Raised in Southern California by parents who are both laser physicists, Forest Hills painter Janet Bruesselbach grew up surrounded by a world of science that serves as a pervasive theme throughout her artwork. While most artists refer to their pieces as “creations,” Bruesselbach discusses her work in more scientific terms such as “experiments” or “inventions.”

Even Bruesselbach admits to her unconventional view of art. “I have this weird kind of thinking in terms of optics and thinking of things objectively and experimentally — like seeing everything I do as an experiment that I don’t see a lot of other artists doing and I know that is because I always wanted to be in science a lot more actually,” she said.

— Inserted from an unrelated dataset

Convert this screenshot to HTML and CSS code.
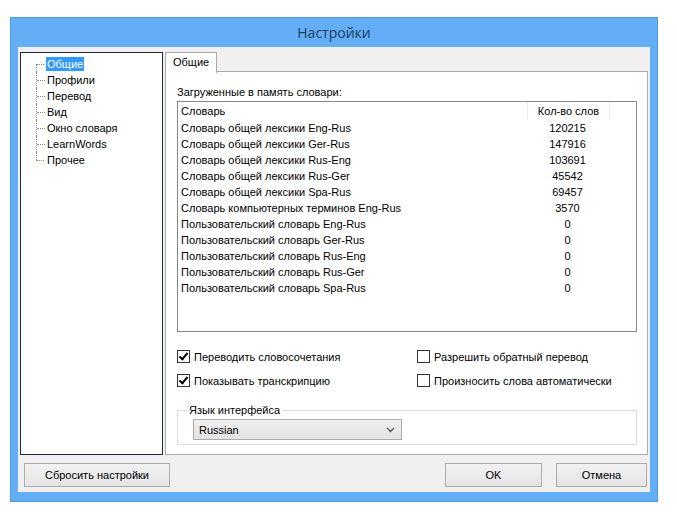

Bruesselbach divides her artwork into three different categories. The first group is a series of works called “astrae,” in which Bruesselbach paints female models set against different backgrounds of celestial galaxies. Displaying her fascination with astronomy, she employed an inventive technique to create this type of artwork.

Bruesselbach designed each “astrae” piece using what she calls “digital painting.” Describing the process, she said “it started when I happened to have my laptop with me during a figure drawing class in high school. I opened a photo of a space nebula in Photoshop, put another layer on top of it and drew the model as if the nebula were a setting.”

Bruesselbach also conceded to a lifelong love of science fiction as seen by her second genre of paintings, in which bodies — be they human or alien — transform into various shapes. She said, “There’s this crazy stuff with the bodies morphing into each other, which is always sort of based on rules that I make. It’s like an algorithm, kind of like a process of giving myself a lot of invention, but, at the same time, keeping a firm structure in there. I’m actually trying to replace space with space in a way.”

Bruesselbach’s third category of artwork is portraiture, in which she employs her professional training in “traditional representative painting.” She holds a bachelor of fine arts in illustration from the Rhode Island School of Design and a master of fine arts in painting from the New York Academy of Art.

Rejecting the idea of painting a person from a photo, she prefers the human interaction that develops between herself and live models. “I know that my skills lie directly in working with a human subject and I know that all I want to paint is people,” Bruesselbach remarked. “Quite often with portraits you end up with parts of a person’s personality being revealed that you didn’t expect to.”

In the future, Bruesselbach hopes to do more portraits through a video chat technology she uses on her computer. Describing her portraiture via video chat as a “remote intimacy,” she said, “I am really interested in these sort of contradictions in the way we like to think how technology changes us or contradictions to how we think science works because I basically grew up on the Internet. I feel that connections that we make there are much more intimate and more emotional than those that I have in person.”

Another goal for Bruesselbach is to possibly become an artist representative or open a gallery focused on affordable art, which she says is a current movement in the art world. “I am a great believer in the middle classes being able to afford art,” she said.

From 2009 until 2011, Bruesselbach worked as a curator at a gallery on Manhattan’s Lower East Side called, “A Gathering of the Tribes.” Since the owner of the gallery, Steve Cannon, is blind, she needed to verbally describe each piece of artwork to him. As a result of this experience, Bruesselbach was inspired to work on her current venture which involves finding writers to depict artwork that artists will need to reproduce. By combining the efforts of both the writers and the painters, she intends to organize an art show to exhibit at various galleries.

“In taking Steve Cannon to art openings and describing the work to him, I realized how much effort was involved in really describing imagery, especially considering that many art reviews and press releases neglect to do this properly,” she said. “High art, for a few years, has been so conceptually oriented that it’s more about language and less about exploring the complicated relationships between the verbal and the visual.”